So, we have the Chalice, Purificator, Paten and Pall, over which is placed the Chalice Veil of comparatively recent format. Originally, the Chalice and the Paten were brought to the altar in a silk sack called the ‘Sacculum’; it was probably in the sixteenth century when the Chalice Veil replaced the ‘Sacculum’. The veil is usually of the same colour and material as the vestments to which it belongs.
Next we have the Burse, which as its name might suggest, is a receptacle resembling a purse. It is usually made of two pieces of covered cardboard about eight inches square and bound on three sides, leaving the fourth open to receive the Corporal. While its optional use dates back to the fourteenth century, its use became mandatory in the seventeenth. The material covering the Burse is usually of the same material and colour as the Chalice Veil.

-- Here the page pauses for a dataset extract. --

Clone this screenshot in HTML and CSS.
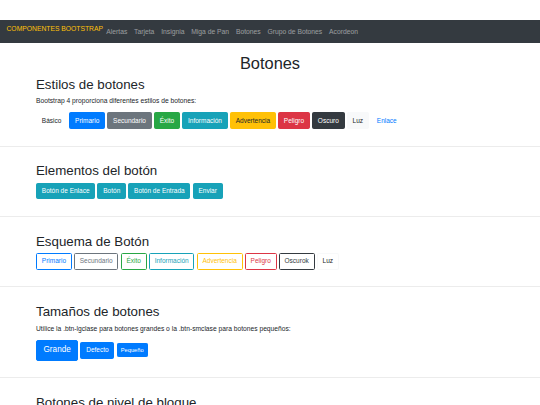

And finally, we come to the Corporal. There is firm evidence that as early as the fourth century it was a prescribed altar linen, probably in the form of a fourth altar cloth that covered the whole altar. However, during the ensuing centuries, it got smaller, and about the eleventh century it seems to have taken its present size, which is usually about fifteen inches square or an oblong, fourteen by eighteen inches, but it must be of a sufficient size to accommodate all the sacred vessels to be used at Holy Mass, including any Ciboria brought from the Tabernacle for the distribution of Holy Communion.
It is to be made of the purest and finest linen, because it is upon this linen that the consecrated species are placed during Holy Mass; and it represents the Shroud in which Our Lord’s body was wrapped for burial. It is to be specially blessed before first use. There is to be no ornamentation, since this would present some difficulty when collecting the fragments. When it becomes unfit for use, it is to be burnt.
So much then for the ‘Chalice assembly’. Let me now put all this within an historical and cultural context, because I believe that it is very important for us to recognise the absolute awe and reverence paid to Christ in the gestures accompanying the words of Consecration – the transubstantiation of the bread and wine into His Body and Blood – and how they were exalted in those early years.
It is of interest to note that this word ‘transubstantiation’ was first used in theology in AD 1140 in a work attributed to Pope Alexander III, before he became Pope. The idea for the word had occurred previously. It defines the original Latin ‘conversio’ and the Greek ‘metabole’.
Symbols and the sacred
The Church, from Her earliest days, imitating Her Founder, has used cultural traditions and symbols, as He did in His parables, in the highest form of Her cultic rite of adoration and worship (known as ‘latria’) in the Holy Sacrifice of the Mass. Another context, then, is that of change. So let me make this point now: nobody seriously claims that whatever changes have been made in the Liturgy after Vatican II have made the rite invalid.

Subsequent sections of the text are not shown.